If someone would have said before this fall that Zillow could be responsible for the next housing crash, would we have paid attention? It’s not going to happen in 2021, maybe not even in 2022, but could it happen? If it does, it will be the perfect storm: a coalescence of technology without morality, real estate jingoism, and the grasping at the rancid bait of a long-soured American real homeownership dream.

A recent Vice article suggested that Zillow isn’t big enough to cause a market crash on its own yet, and while that’s probably true now, things can scale quickly with access to the kind of risk capital that would be interested in Zillow’s play.

Always ahead of the game, investor Chamath Palihapitiya led Zillow’s competitor Opendoor in going public a year ago. The deal valued Opendoor at $4.8 billion, which gets us closer to the Uber stratosphere, and puts iBuying in its proper historical context as to how big it can become.

Pasalis adds: “Zillow’s arguments that this isn’t happening because they only take up 1% of the U.S. market is ridiculous. This phenomenon starts not by taking up 1% of every market but by being major players in certain key markets of their choice, which they are and can be to a far greater extent with more investment. Seen collectively, all of the iBuyers, including Zillow, are taking up a really decent share of those markets.”

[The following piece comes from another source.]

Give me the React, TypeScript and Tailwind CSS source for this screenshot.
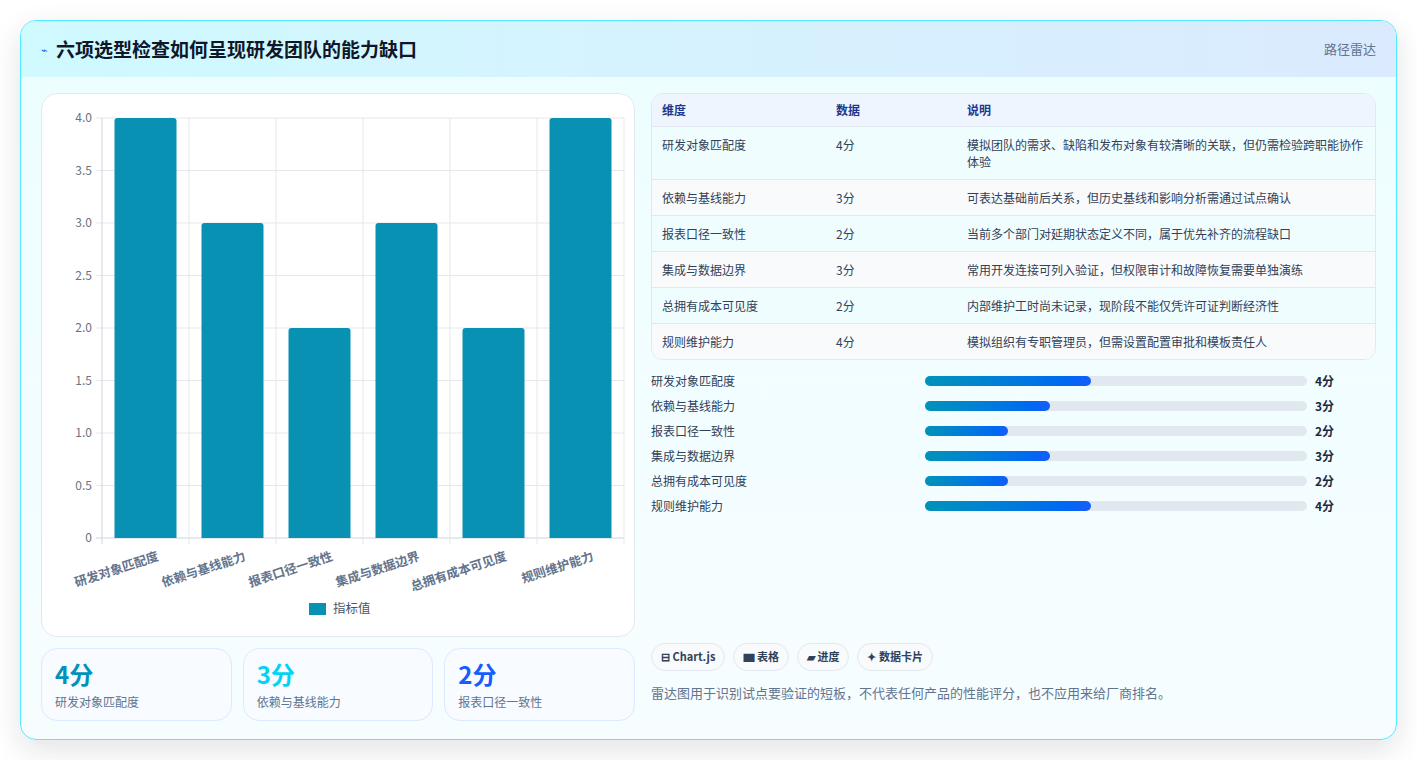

What is certain is that while we recovered, at least in part, from 2008, will we even have a chance to recover from this next crash? As things stand, many young people might never own a home.

The notion that we could be creating an obstacle they’ll never be able to get around should give those responsible for housing and monetary policy serious pause.

Aron Solomon is chief legal analyst for Esquire Digital and editor of Today’s Esquire. He has taught entrepreneurship at McGill University and the University of Pennsylvania.